Em 2019, 225 ações judiciais com pedido de retirada de conteúdo foram adicionadas ao Ctrl+X. As buscas foram feitas especialmente nos Tribunais de Justiça de São Paulo, com 169 processos, Ceará, 21, e Amazonas, 24. Os demais processos estão distribuídos no STF, 2, TJ-RJ,1, TJ-DFT,1, TJ-GO, 2, TJ-MG,1, TJ-PR,1, TJ-RS, 2, TRF-PR, 1. 

Entre os requeridos estão jornais, blogs, editoras, jornalistas e empresas de tecnologia. A Netflix foi requerida em 10 ações judiciais, em que seis delas são pedidos de retirada do Especial de Natal em questão, e as demais envolvem uso da imagem. Os requerentes que aparecem no banco de dados variam entre empresas, pessoas expostas na mídia, entidades representativas, entidades religiosas, políticos e outros. Em 19 ações cadastradas no Ctrl+X em 2019, os requerentes são políticos. A maior parte dessas ações — seis — esses políticos requerentes são filiados ao PSDB.

A maior parte das ações ajuizadas — 180 — tem a difamação como fundamento para o pedido de retirada. Do total de ações registradas no Ctrl+X em 2019, 18 tiveram o pedido de retirada deferido em algum momento, 10 tiveram o pedido negado, 27 foram extintas sem julgamento de mérito, e as demais, 170, não tiveram sentença ainda. 

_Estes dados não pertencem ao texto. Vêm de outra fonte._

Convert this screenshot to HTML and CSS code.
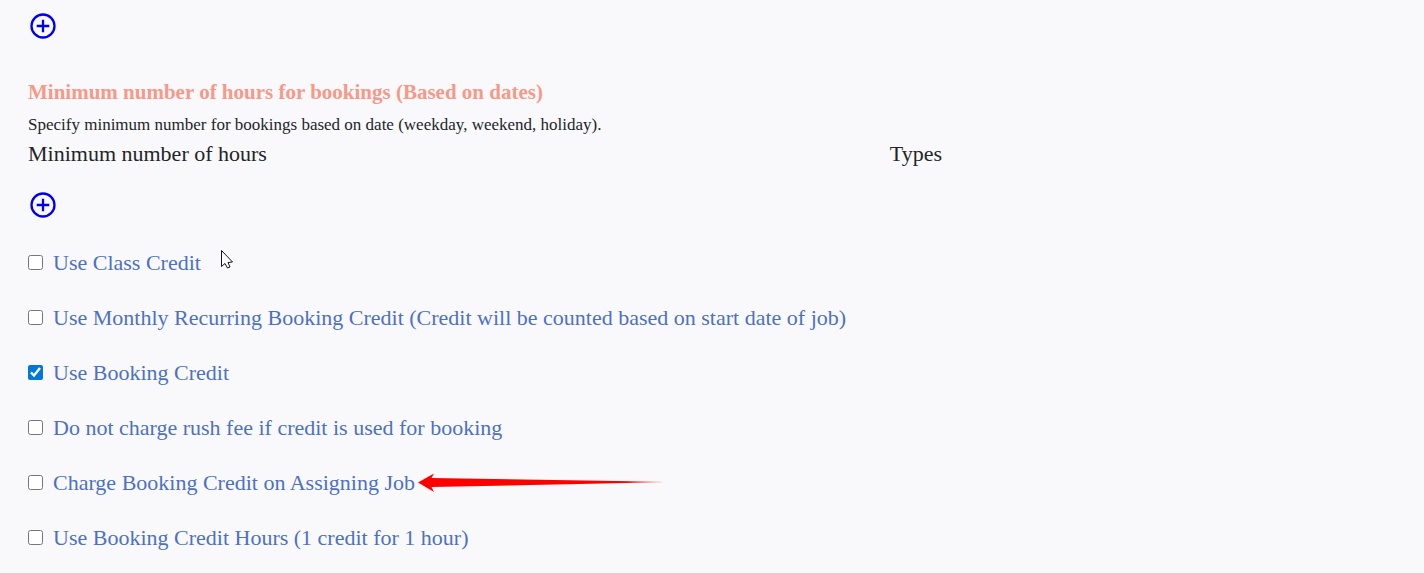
FILE: index.html
```
<!DOCTYPE html>
<html lang="en">
<head>
  <meta charset="UTF-8">
  <meta name="viewport" content="width=device-width, initial-scale=1.0">
  <title>Booking settings</title>
  <link rel="stylesheet" href="styles.css">
</head>
<body>
  <form class="settings">
    <button type="button" class="add-btn" aria-label="Add row">
      <svg width="30" height="30" viewBox="0 0 30 30"><circle cx="15" cy="15" r="11.5"/><path d="M15 8.700v12.600M8.700 15h12.600"/></svg>
    </button>

    <h2 class="section-title">Minimum number of hours for bookings (Based on dates)</h2>
    <p class="section-note">Specify minimum number for bookings based on date (weekday, weekend, holiday).</p>
    <div class="columns">
      <span>Minimum number of hours</span>
      <span>Types</span>
    </div>

    <button type="button" class="add-btn" aria-label="Add minimum hours">
      <svg width="30" height="30" viewBox="0 0 30 30"><circle cx="15" cy="15" r="11.5"/><path d="M15 8.700v12.600M8.700 15h12.600"/></svg>
    </button>

    <div class="options">
      <label class="option"><input type="checkbox" name="class_credit"><span>Use Class Credit</span></label>
      <label class="option"><input type="checkbox" name="monthly_credit"><span>Use Monthly Recurring Booking Credit (Credit will be counted based on start date of job)</span></label>
      <label class="option"><input type="checkbox" name="booking_credit" checked><span>Use Booking Credit</span></label>
      <label class="option"><input type="checkbox" name="no_rush_fee"><span>Do not charge rush fee if credit is used for booking</span></label>
      <label class="option"><input type="checkbox" name="charge_on_assign"><span>Charge Booking Credit on Assigning Job</span></label>
      <label class="option"><input type="checkbox" name="credit_hours"><span>Use Booking Credit Hours (1 credit for 1 hour)</span></label>
    </div>
  </form>

  <svg class="arrow" width="244" height="20" viewBox="0 0 244 20">
    <defs>
      <linearGradient id="tail"><stop offset="0.85" stop-color="#f00"/><stop offset="1" stop-color="#f00" stop-opacity="0.3"/></linearGradient>
    </defs>
    <path fill="url(#tail)" d="M0 9.500 16 0.500 13.500 5 244 8.700V9.300L13.500 14 16 19z"/>
  </svg>
  <svg class="cursor" width="14" height="21" viewBox="0 0 14 21">
    <path d="M1.500 1.500v16l3.500-3 2.500 4.500 2.500-1-2-4.500 4.500-0.500z"/>
  </svg>
</body>
</html>
```

FILE: styles.css
```
* { box-sizing: border-box; }
body { margin: 0; background-color: #f9f9fc; color: #212529; font-family: "Liberation Serif", serif; font-size: 22px; line-height: 30px; }
.settings { padding: 11px 28px 0; }

.add-btn { display: block; width: 30px; height: 30px; padding: 0; border: none; background: none; cursor: pointer; }
.add-btn svg { display: block; fill: none; stroke: #0000ee; stroke-width: 2.3; }

.section-title { margin: 36px 0 0; color: #f89888; font-size: 21px; line-height: 30px; }
.section-note { margin: 3px 0 0; font-size: 17px; line-height: 30px; }
.columns { display: grid; grid-template-columns: 63fr 37fr; margin-bottom: 22px; line-height: 28px; }

.options { display: flex; flex-direction: column; align-items: flex-start; gap: 25px; margin-top: 28px; }
.option { display: flex; align-items: center; gap: 10px; color: #4c71c4; cursor: pointer; }
.option input { flex: none; width: 15px; height: 15px; margin: 0 0 2px; accent-color: #0078d7; }

.arrow { position: absolute; left: 418px; top: 473px; }
.cursor { position: absolute; left: 220px; top: 249px; fill: #fff; stroke: #111122; stroke-width: 1; }
```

À título comparativo, importa sublinhar que o número de processos registrados no Ctrl+X que foram ajuizados em 2018, ano eleitoral, é de 1.202, distribuídos entre tribunais estaduais da justiça comum e tribunais eleitorais. Desse total, 834 foram interpostos por políticos. Em relação à retirada de conteúdo, nesse ano, 392 pedidos foram indeferidos, 489 tiveram o pedido de retirada deferido liminarmente ou em sentença, 112 foram extintos sem julgamento de mérito, e 209 estão aguardando decisão final. 

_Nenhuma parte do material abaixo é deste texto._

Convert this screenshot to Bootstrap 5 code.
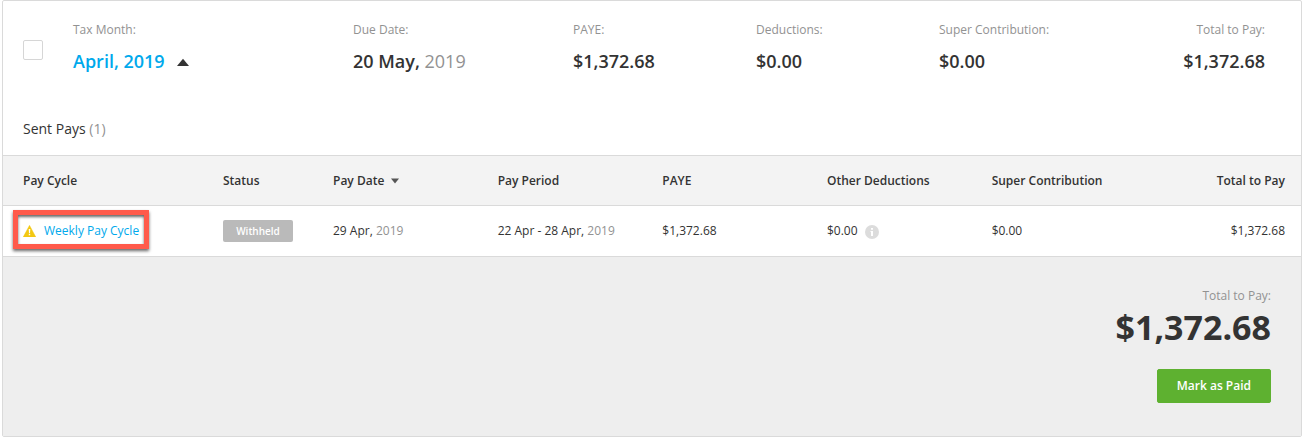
<!DOCTYPE html>
<html lang="en">
<head>
<meta charset="utf-8">
<meta name="viewport" content="width=device-width, initial-scale=1">
<title>Tax month</title>
<link rel="stylesheet" href="https://cdn.jsdelivr.net/npm/bootstrap@5.3.0/dist/css/bootstrap.min.css">
<style>
  body { font-family: "Open Sans", sans-serif; font-size: 12px; line-height: 18px; color: #333; background: #fff; }
  .tax-panel { margin: 0 2px; border: 1px solid #dadada; border-radius: 2px; }
  .muted { color: #929292; }
  a { color: #00a9ec; text-decoration: none; }
  .summary { display: grid; grid-template-columns: 50px 280px 220px 183fr 183fr 183fr 143fr; padding: 20px 36px 0 20px; }
  .summary .form-check-input { width: 20px; height: 20px; margin: 19px 0 0; border: 1px solid #d6d6d6; border-radius: 2px; }
  .amount { font-size: 18px; line-height: 24px; font-weight: 600; margin-top: 10px; }
  .amount .muted { font-weight: 400; }
  .toggle { color: #333; }
  .sent { font-size: 14px; line-height: 20px; padding: 0 20px; margin: 46px 0 16px; font-weight: 400; }
  .pays { table-layout: fixed; --bs-table-color: #333; color: #333; border-color: #dadada; }
  .pays > :not(caption) > * > * { height: 51px; padding: 0 0 0 20px; border-bottom: 1px solid #dadada; vertical-align: middle; }
  .pays > thead > tr > th { height: 50px; background: #f3f3f3; border-top: 1px solid #dadada; font-weight: 600; }
  .pays > * > tr > :last-child { padding-right: 16px; }
  .w-cycle { width: 200px; }
  .w-status { width: 110px; }
  .highlight { border: 5px solid #ff5a4b; padding: 7px 5px 4px; margin: 0 0 3px -10px; box-shadow: 0 2px 3px rgba(0,0,0,.6), inset 0 2px 3px rgba(0,0,0,.6); gap: 8px; }
  .status-tag { width: 70px; height: 22px; line-height: 22px; padding: 0; font-size: 10px; font-weight: 600; background: #bababa; border-radius: 2px; }
  .total-bar { background: #eee; padding: 30px 30px 33px; }
  .grand { font-size: 34px; line-height: 44px; font-weight: 700; margin-bottom: 20px; }
  .btn-paid { --bs-btn-color: #fff; --bs-btn-bg: #5eb130; --bs-btn-border-color: #5eb130; --bs-btn-hover-color: #fff; --bs-btn-hover-bg: #529c2a; --bs-btn-hover-border-color: #529c2a; font-size: 12px; line-height: 18px; font-weight: 600; padding: 7px 19px; border-radius: 2px; }
</style>
</head>
<body>
<main class="tax-panel">
  <section class="summary">
    <div><input class="form-check-input d-block" type="checkbox" id="pick" aria-label="Select April, 2019"></div>
    <div>
      <div class="muted">Tax Month:</div>
      <div class="amount"><a href="#pays">April, 2019</a><a class="toggle ms-2 ps-1" href="#pays" aria-label="Collapse"><svg class="align-baseline" width="12" height="10" viewBox="0 0 12 10" aria-hidden="true"><path d="M0 8 6 0.800 12 8z" fill="currentColor"/></svg></a></div>
    </div>
    <div><div class="muted">Due Date:</div><div class="amount">20 May, <span class="muted">2019</span></div></div>
    <div><div class="muted">PAYE:</div><div class="amount">$1,372.68</div></div>
    <div><div class="muted">Deductions:</div><div class="amount">$0.00</div></div>
    <div><div class="muted">Super Contribution:</div><div class="amount">$0.00</div></div>
    <div class="text-end"><div class="muted">Total to Pay:</div><div class="amount">$1,372.68</div></div>
  </section>

  <h2 class="sent">Sent Pays <span class="muted">(1)</span></h2>

  <table class="table pays mb-0" id="pays">
    <thead>
      <tr>
        <th class="w-cycle" scope="col">Pay Cycle</th>
        <th class="w-status" scope="col">Status</th>
        <th scope="col">Pay Date <svg class="ms-1" width="8" height="6" viewBox="0 0 8 6" aria-hidden="true"><path d="M0 0.500H8L4 5.500z" fill="#555"/></svg></th>
        <th scope="col">Pay Period</th>
        <th scope="col">PAYE</th>
        <th scope="col">Other Deductions</th>
        <th scope="col">Super Contribution</th>
        <th class="text-end" scope="col">Total to Pay</th>
      </tr>
    </thead>
    <tbody>
      <tr>
        <td><span class="highlight d-inline-flex align-items-center align-middle text-nowrap"><svg width="13" height="12" viewBox="0 0 13 12" role="img" aria-label="Warning"><path d="M6.500 0.300 12.800 12H0.200z" fill="#f3c812" stroke="#f3c812" stroke-width=".4" stroke-linejoin="round"/><path d="M5.700 4h1.600l-.3 4H6zM5.800 8.800h1.400v1.400H5.800z" fill="#fff"/></svg><a href="#pays">Weekly Pay Cycle</a></span></td>
        <td><span class="badge status-tag align-middle">Withheld</span></td>
        <td>29 Apr, <span class="muted">2019</span></td>
        <td>22 Apr - 28 Apr, <span class="muted">2019</span></td>
        <td>$1,372.68</td>
        <td>$0.00 <svg class="ms-1 align-middle" width="14" height="14" viewBox="0 0 14 14" role="img" aria-label="Information"><circle cx="7" cy="7" r="7" fill="#dcdcdc"/><path d="M6 3h2v1.800H6zM5.500 6H8v5H6V7h-.5z" fill="#fff"/></svg></td>
        <td>$0.00</td>
        <td class="text-end">$1,372.68</td>
      </tr>
    </tbody>
  </table>

  <section class="total-bar text-end">
    <div class="muted">Total to Pay:</div>
    <div class="grand">$1,372.68</div>
    <button class="btn btn-paid" type="button">Mark as Paid</button>
  </section>
</main>
<script src="https://cdn.jsdelivr.net/npm/bootstrap@5.3.0/dist/js/bootstrap.bundle.min.js"></script>
</body>
</html>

No mesmo sentido, 459 processos ajuizados em 2017 foram incluídos no Ctrl+X e 132 foram ajuizados por políticos. Do total, 105 resultaram em não deferimento, 233 obtiveram decisão pela retirada de conteúdo, 25 não obtiveram decisão de mérito e 96 ainda não têm sentença. 

A base de dados do projeto continuará a ser alimentada em 2020 e a previsão é de maior atividade em virtude do período eleitoral.